While I don’t think that these are necessarily “bad” cues, I do think that they are not universal and cannot and do not apply to every yoga practitioner—or even necessarily the majority of yoga practitioners.
Why We Need to Redefine “Proper Yoga Alignment” in Poses
Yoga alignment is often taught under the guise of safety. As students, we’re led to believe that if we angle our toes in a different direction than our teacher instructed, we run the risk of severely damaging our knee joint. Or if we angle our knee inwards in Warrior II contrary to our teacher’s cues, then we might tear our menisci (thin fibrous cartilage within the knee joint).
While this may be true for some students, it isn’t necessarily true for all students or even most students. So why are we instructing these cues as if they were the gospel truth?
Alignment needs to be deeply individualized and should be instructed as such. When we offer cues as “safety parameters” and imply that they apply to all students, we may risk injuring our students even more so than if we allowed them to listen to their body’s innate wisdom.
We Have to Consider Morphology When Cueing Yoga Alignment
If we look at this topic from a morphological perspective, we can see how inherently different we are straight down to our bones.
Bones in our bodies grow in a spiral pattern. This is called torsion. Also, nothing in our bodies is truly symmetrical. Sometimes there is more symmetry, and sometimes there is less.
When we consider standing postures like Warrior II, we have to consider this torsion and asymmetry when we offer our cues.
A posture like Warrior II requires a lot of different joints and parts to come together to create the shape. There is a lot of muscular energy and a lot of flexibility required to align the pose. And there are a lot of bones that must align in different ways to create the shape.
Because there are so many different bones involved, the shape and curvature of the bones could affect the way the posture may look from an aesthetic standpoint.

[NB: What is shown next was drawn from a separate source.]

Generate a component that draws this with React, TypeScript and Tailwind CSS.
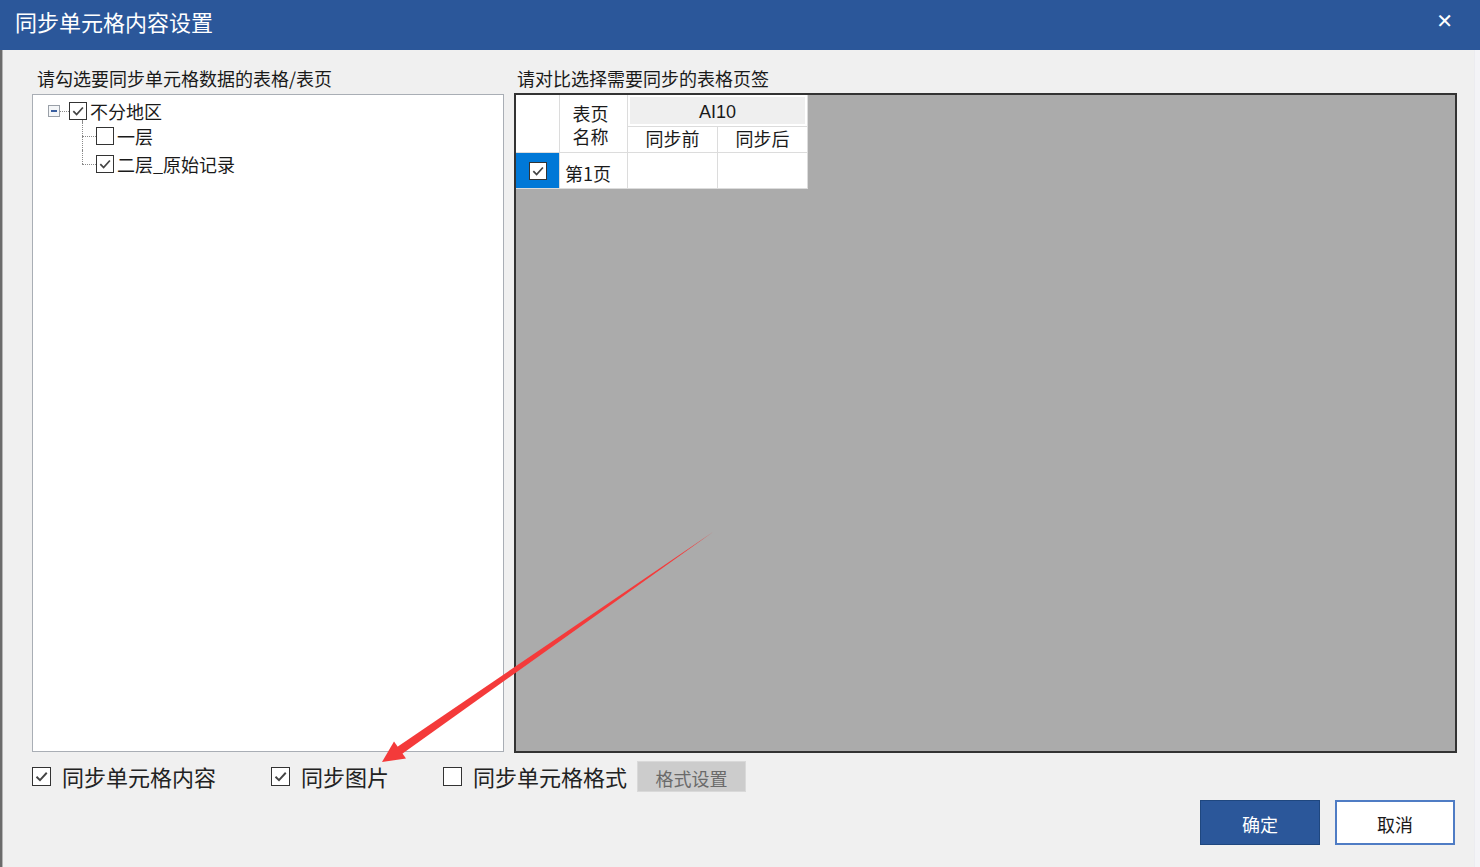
import React from "react";

const FONT = { fontFamily: '"Noto Sans CJK SC", "Noto Sans", sans-serif' };

function Check({ size = 17, checked = false, className = "" }: { size?: number; checked?: boolean; className?: string }) {
  return (
    <span
      className={`inline-flex items-center justify-center shrink-0 bg-white border border-[#333333] ${className}`}
      style={{ width: size, height: size }}
    >
      {checked && (
        <svg width={size - 4} height={size - 4} viewBox="0 0 12 12">
          <path d="M2 6.2 L4.8 9 L10.2 3" fill="none" stroke="#444" strokeWidth="1.5" />
        </svg>
      )}
    </span>
  );
}

function TreeChild({ label, checked, last }: { label: string; checked: boolean; last?: boolean }) {
  return (
    <div className="flex items-stretch h-[28px]">
      <div className="w-[14px] relative shrink-0">
        <div
          className={`absolute left-0 top-0 border-l border-dotted border-[#8a8a8a] ${last ? "h-1/2" : "h-full"}`}
        />
        <div className="absolute left-0 top-1/2 w-full border-t border-dotted border-[#8a8a8a]" />
      </div>
      <div className="flex items-center">
        <Check size={18} checked={checked} />
        <span className="ml-[3px] text-[18px] text-[#1a1a1a] leading-none">{label}</span>
      </div>
    </div>
  );
}

function BottomCheck({ label, checked }: { label: string; checked: boolean }) {
  return (
    <div className="flex items-center">
      <Check size={19} checked={checked} className="border-[#555]" />
      <span className="ml-[11px] text-[22px] text-[#222] leading-none">{label}</span>
    </div>
  );
}

export default function App() {
  return (
    <div className="w-[1480px] h-[867px] bg-[#f0f0f0] relative overflow-hidden flex flex-col" style={FONT}>
      {/* Title bar */}
      <div className="h-[50px] shrink-0 bg-[#2b579a] flex items-center justify-between pl-[15px] pr-[27px] pb-[8px]">
        <span className="text-white text-[22px] leading-none">同步单元格内容设置</span>
        <span className="text-white text-[20px] font-bold leading-none" style={{ fontFamily: '"DejaVu Sans", sans-serif' }}>
          ✕
        </span>
      </div>

      <div className="flex flex-1 min-h-0">
        {/* left edge strip */}
        <div className="w-[3px] bg-[#6b6b6b] border-r border-[#b5b5b5] shrink-0" />

        <div className="flex-1 flex flex-col pl-[29px]">
          {/* Panels */}
          <div className="flex pt-[15px]">
            {/* Left panel */}
            <div className="w-[472px] flex flex-col">
              <div className="h-[29px] pl-[5px] text-[18px] text-[#1a1a1a] leading-[26px]">
                请勾选要同步单元格数据的表格/表页
              </div>
              <div className="h-[658px] bg-white border border-[#a9aeb5] pt-[3px]">
                {/* Root row */}
                <div className="flex items-center h-[26px] pl-[15px]">
                  <span className="w-[12px] h-[12px] border border-[#9aa0a8] bg-[#f4f6f8] flex items-center justify-center shrink-0">
                    <span className="w-[6px] h-[2px] bg-[#3a5fa0]" />
                  </span>
                  <span className="w-[9px] border-t border-dotted border-[#8a8a8a]" />
                  <Check size={18} checked />
                  <span className="ml-[3px] text-[18px] text-[#1a1a1a] leading-none">不分地区</span>
                </div>
                <div className="ml-[49px] -mt-[4px] pt-[2px] relative">
                  <div className="absolute left-0 top-0 h-[4px] border-l border-dotted border-[#8a8a8a]" />
                  <TreeChild label="一层" checked={false} />
                  <TreeChild label="二层_原始记录" checked last />
                </div>
              </div>
            </div>

            {/* Right panel */}
            <div className="w-[943px] ml-[10px] flex flex-col">
              <div className="h-[28px] pl-[3px] text-[18px] text-[#1a1a1a] leading-[26px]">
                请对比选择需要同步的表格页签
              </div>
              <div className="h-[660px] bg-[#ababab] border-2 border-[#333333]">
                <div className="grid grid-cols-[43px_67px_89px_89px] grid-rows-[31px_25px_35px] gap-px bg-[#dcdcdc] w-[292px] pr-px pb-px">
                  <div className="row-span-2 bg-white" />
                  <div className="row-span-2 bg-white flex flex-col items-center justify-center text-[18px] leading-[23px] text-[#1a1a1a] pt-[2px] pr-[6px]">
                    <span>表页</span>
                    <span>名称</span>
                  </div>
                  <div className="col-span-2 bg-white p-[2px]">
                    <div
                      className="w-full h-full bg-[#efefef] flex items-center justify-center text-[18px] font-medium text-[#1a1a1a] pt-[3px]"
                      style={{ fontFamily: '"Liberation Sans", Arial, sans-serif' }}
                    >
                      AI10
                    </div>
                  </div>
                  <div className="bg-white flex items-center justify-center text-[18px] text-[#1a1a1a] leading-none pb-[3px]">同步前</div>
                  <div className="bg-white flex items-center justify-center text-[18px] text-[#1a1a1a] leading-none pb-[3px]">同步后</div>
                  <div className="bg-[#0078d7] flex items-center justify-center">
                    <Check size={18} checked />
                  </div>
                  <div className="bg-white flex items-center pl-[5px] pt-[4px] text-[18px] text-[#1a1a1a] leading-none">
                    第1页
                  </div>
                  <div className="bg-white" />
                  <div className="bg-white" />
                </div>
              </div>
            </div>
          </div>

          {/* Bottom options */}
          <div className="flex items-center h-[30px] mt-[8px]">
            <BottomCheck label="同步单元格内容" checked />
            <div className="ml-[55px]">
              <BottomCheck label="同步图片" checked />
            </div>
            <div className="ml-[54px]">
              <BottomCheck label="同步单元格格式" checked={false} />
            </div>
            <button className="ml-[10px] w-[109px] h-[31px] bg-[#cccccc] border border-[#d9d9d9] text-[18px] text-[#6a6a6a] leading-none flex items-center justify-center pt-[3px]">
              格式设置
            </button>
          </div>

          {/* Action buttons */}
          <div className="flex justify-end mt-[9px] pr-[19px]">
            <button className="w-[120px] h-[45px] bg-[#2b579a] border border-[#1f477f] text-white text-[18px] leading-none flex items-center justify-center pt-[2px]">
              确定
            </button>
            <button className="ml-[15px] w-[120px] h-[45px] bg-white border-2 border-[#4f7cc4] text-[#1a1a1a] text-[18px] leading-none flex items-center justify-center pt-[2px]">
              取消
            </button>
          </div>
        </div>

        {/* right edge strip */}
        <div className="w-[6px] bg-[#f4f4f7] border-l border-[#ececf0] shrink-0" />
      </div>

      {/* Red annotation arrow */}
      <svg className="absolute inset-0 pointer-events-none" width="1480" height="867" viewBox="0 0 1480 867">
        <polygon points="713,532 397,757.5 392,750.5" fill="#f43a3a" />
        <polygon points="382,762 406,758.5 394,741.5" fill="#f43a3a" />
      </svg>
    </div>
  );
}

For example, a student may have a small amount of torsion in one direction in their femur (thigh bone) and a great amount of torsion in another direction in their tibia (shin bone). This may cause their thigh bone to angle inward and their foot to angle outward in Warrior II. This does not necessarily mean that they risk injury to their ankle or knee; it simply is how their bones are shaped and how this manifests in Warrior II.
Although their posture may not look like the “traditional” yoga alignment of Warrior II, it in no way indicates that how they practice the posture is dangerous or wrong. In fact, for their particular body type, this may very well be the safest and most stable way for them to practice Warrior II.
We Also Have to Consider Soft Tissue Restrictions When Cueing Yoga Alignment
Also, of course, we have to consider the strengths and weaknesses in our students’ bodies in terms of the strength and flexibility in their muscles and connective tissues as well.
This knee and ankle alignment in Warrior II could be due to their actual bone structure. But it could also be due to restrictions in their soft tissues as well.
This same student could potentially have really tight adductors (inner thigh muscles) so drawing the knee toward the pinky toe (AKA abduction) may simply be impossible for them due to the restriction they experience in their soft tissue. If you force this student to traction their knee toward their pinky toe, they must compensate in another place in their body because they don’t have the flexibility in their adductors for this action.
So, they may be forced to alter their shape in a different joint or a different body part to compensate for their tight adductors. This, in and of itself, isn’t necessarily a bad thing. But it has the potential to cause just as much or even more harm to them as would simply allowing their body to move to its end range of motion in the adductors in the quote “misaligned” Warrior II.
We Never Know What’s Happening Internally From an External View of a Yoga Posture
As teachers, when we look at our students from the outside and see an aesthetic posture, we really have no idea what is happening internally to create that shape. While from an outsider’s perspective, we may see two students who are “perfectly aligned” in a classic Warrior II, they are definitely feeling it very differently internally.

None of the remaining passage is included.